Stonehaven’s Bay Walk Sculptures
Stonehaven’s Bay Walk sculptures are an interesting addition to the very pleasant seaside walk that can be enjoyed from one end of the bay to the other, at any time of the year. The majority are the work of a local man who prefers to keep a low profile. None of the sculptures that he has produced have any signature or logo which would identify them as his work, although the more recent group of boats and the lighthouse all have a very similar style to the ‘crew’ that work in them.
UPDATE: The identity of the “Stoney Banksy” was revealed on BBC Scotland Evening News on Wed 8 May 2019 as local man, Jim Malcolm. “People have been trying to find who I am for a while now… Personally I get a bit embarrassed about it. What does it matter who did or didn’t do it. This will be my first and last interview”. Mr Maclolm has been inspired by the sea from a young age, going out on boats from the age of eight and working much of his adult life at sea before latterly becoming a welder. He explained that he though retired three years ago, the sea still means a lot to him, he said: “The sea to me means freedom.”
About the sculptures he says, “It just evolves when I’m doing it. I never know what I’m doing til I’m finished.” However despite the acclaim for his work, the pensioner remains modest: “I’m nae an artist, nah, I’m just a guy that sticks metal together… I make sculptures for the simple fact I enjoy doing it.”

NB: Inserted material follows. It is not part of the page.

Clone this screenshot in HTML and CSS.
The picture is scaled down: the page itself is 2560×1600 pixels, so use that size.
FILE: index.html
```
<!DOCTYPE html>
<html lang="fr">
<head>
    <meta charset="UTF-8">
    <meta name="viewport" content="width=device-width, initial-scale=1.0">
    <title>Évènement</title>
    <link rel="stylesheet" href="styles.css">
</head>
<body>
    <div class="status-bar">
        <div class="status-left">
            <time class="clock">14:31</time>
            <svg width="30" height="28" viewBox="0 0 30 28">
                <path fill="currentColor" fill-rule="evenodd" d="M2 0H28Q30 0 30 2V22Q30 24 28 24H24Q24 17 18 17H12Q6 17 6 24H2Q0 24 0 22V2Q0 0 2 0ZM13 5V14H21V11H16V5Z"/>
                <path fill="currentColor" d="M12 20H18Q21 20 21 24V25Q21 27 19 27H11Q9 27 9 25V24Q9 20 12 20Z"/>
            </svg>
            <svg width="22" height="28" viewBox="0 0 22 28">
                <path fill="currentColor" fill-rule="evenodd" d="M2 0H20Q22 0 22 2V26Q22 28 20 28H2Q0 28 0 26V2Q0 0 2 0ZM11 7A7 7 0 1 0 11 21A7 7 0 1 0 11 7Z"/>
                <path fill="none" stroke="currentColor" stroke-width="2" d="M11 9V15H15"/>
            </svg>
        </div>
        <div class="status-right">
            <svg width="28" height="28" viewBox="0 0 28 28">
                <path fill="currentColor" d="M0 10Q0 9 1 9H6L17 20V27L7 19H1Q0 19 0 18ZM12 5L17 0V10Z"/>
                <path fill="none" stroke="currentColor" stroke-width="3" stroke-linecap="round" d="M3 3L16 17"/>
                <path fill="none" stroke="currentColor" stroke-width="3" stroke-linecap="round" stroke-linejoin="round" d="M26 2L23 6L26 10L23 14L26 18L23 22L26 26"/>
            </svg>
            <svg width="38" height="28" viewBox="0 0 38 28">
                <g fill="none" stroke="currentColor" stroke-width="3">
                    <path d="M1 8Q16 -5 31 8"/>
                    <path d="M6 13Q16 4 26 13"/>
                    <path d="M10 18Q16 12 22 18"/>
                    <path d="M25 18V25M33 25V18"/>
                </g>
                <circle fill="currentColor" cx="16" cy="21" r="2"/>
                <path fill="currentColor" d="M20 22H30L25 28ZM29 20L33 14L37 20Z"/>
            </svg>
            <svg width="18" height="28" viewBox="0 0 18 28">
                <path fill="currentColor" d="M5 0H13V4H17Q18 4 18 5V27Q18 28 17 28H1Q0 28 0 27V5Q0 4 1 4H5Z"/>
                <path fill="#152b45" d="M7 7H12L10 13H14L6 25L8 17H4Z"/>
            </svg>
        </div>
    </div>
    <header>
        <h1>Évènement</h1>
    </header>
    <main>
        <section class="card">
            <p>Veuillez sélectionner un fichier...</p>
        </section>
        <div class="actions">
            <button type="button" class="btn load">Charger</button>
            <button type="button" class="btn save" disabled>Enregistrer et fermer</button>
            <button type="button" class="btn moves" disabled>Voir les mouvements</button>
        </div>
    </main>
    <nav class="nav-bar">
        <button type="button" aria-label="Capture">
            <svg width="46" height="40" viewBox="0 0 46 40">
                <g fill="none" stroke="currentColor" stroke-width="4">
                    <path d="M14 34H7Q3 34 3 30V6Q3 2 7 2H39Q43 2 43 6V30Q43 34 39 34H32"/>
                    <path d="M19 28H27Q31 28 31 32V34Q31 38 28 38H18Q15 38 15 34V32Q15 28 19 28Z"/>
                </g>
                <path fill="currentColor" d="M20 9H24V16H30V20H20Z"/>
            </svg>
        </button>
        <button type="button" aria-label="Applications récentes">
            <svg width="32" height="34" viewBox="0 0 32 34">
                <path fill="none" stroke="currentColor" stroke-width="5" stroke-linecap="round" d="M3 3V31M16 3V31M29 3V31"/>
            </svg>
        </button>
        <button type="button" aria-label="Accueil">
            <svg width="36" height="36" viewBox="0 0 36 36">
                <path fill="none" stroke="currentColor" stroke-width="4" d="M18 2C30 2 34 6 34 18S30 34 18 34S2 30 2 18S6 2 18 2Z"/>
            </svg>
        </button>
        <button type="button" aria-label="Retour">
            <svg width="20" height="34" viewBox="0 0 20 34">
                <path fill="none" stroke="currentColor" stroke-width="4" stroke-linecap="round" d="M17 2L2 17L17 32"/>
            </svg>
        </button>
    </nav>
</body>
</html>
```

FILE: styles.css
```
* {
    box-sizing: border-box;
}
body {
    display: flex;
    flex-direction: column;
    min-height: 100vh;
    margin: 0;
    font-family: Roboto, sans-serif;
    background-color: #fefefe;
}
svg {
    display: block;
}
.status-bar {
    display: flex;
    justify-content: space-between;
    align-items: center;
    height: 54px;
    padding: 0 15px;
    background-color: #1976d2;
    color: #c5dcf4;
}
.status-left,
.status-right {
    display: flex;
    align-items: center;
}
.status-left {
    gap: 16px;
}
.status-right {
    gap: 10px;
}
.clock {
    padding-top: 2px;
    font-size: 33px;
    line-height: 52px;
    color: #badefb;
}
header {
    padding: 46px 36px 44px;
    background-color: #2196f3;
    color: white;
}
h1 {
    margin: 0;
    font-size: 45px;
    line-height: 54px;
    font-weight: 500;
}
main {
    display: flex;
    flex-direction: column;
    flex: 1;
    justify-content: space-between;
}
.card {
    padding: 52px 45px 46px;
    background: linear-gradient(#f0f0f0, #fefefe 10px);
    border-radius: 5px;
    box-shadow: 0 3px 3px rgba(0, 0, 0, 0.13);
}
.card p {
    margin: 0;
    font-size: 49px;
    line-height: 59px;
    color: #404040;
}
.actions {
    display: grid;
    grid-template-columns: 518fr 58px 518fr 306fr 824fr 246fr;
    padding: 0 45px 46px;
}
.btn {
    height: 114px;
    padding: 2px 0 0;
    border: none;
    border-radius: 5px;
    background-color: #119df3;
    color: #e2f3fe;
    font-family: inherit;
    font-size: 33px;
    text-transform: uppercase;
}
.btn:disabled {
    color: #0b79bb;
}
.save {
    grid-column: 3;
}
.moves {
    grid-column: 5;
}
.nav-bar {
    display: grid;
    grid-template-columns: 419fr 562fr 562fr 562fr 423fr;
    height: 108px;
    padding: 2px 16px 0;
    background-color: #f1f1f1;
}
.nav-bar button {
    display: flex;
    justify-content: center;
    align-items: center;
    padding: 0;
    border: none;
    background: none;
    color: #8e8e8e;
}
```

All of the sculptures are made of stainless steel which will weather in the salty air but not rust.
The first of the sculptures appeared on the 6thof May 2006 and was an open metal framework showing a salmon on rocks standing 60cm high, revealed to be a practical joke against a friend who had been caught poaching salmon where he should’t have been!
The next was a Cormorant with a salmon in its beak. This one went up in May 2007 and again was an open framework sculpture.
2008 had two sculptures erected, both open framework constructions. One was a Sea Eagle with a salmon in its claws (it has since flown away to a new home). The other was the seal with a fish’s skeleton in its belly. This one is now in the picnic area beside the beach pavilion.
All of the sculptures up to this point had been created in response to events in the sculptor’s life. A stainless steel plant appeared on the rocks in May 2010. It was produced in response to the UK general election that was being held that year. It showed the national flowers of the four countries in the United Kingdom.
May 2011 was when the first boat sculpture appeared. It was the trawler with nets and a fish ‘crew’ on board. The detail in the superstructure and on-board equipment makes the sculpture very interesting to look over. During a bad storm this creation was torn off its mounting and washed up beside the wooden foot-bridge. It was repaired and remounted with a ‘lookout’ for any more bad weather in the shape of a hammerhead shark with binoculars!
After a break of 2 years it was 2014 when a Dolphin was produced for the Outdoor Swimming Pool.
The small Seine Netter boat was next to be installed on the 18thof June 2015. Again there is an amazing amount of detail on the vessel with lots of visual humour involved, Hammerhead is reading his paper in the hold! The boat is called the James & Seth after the sculptors’ grandsons.
The second last day of 2016 saw the light shine from the lighthouse as it was installed complete with ‘crew’ in their quarters reading the papers and watching TV.
A year later the Viking boat was launched – 28thDecember 2017. Hammerhead with his battle-axe appears again in the bows along with Skate or Ray. The ‘crew’ in this case are fish and seahorses.
The Rose was launched on the 19thof December 2018. The ‘crew’ in this boat are Seth the crab and James the lobster. The catch in the boxes is human skeletons. The Rose was named in tribute to a friend who had recently passed away.
Despite the recent attention from the media the Sculptor wants to keep his profile low and just enjoy doing what he likes most – creating the wonderful sculptures.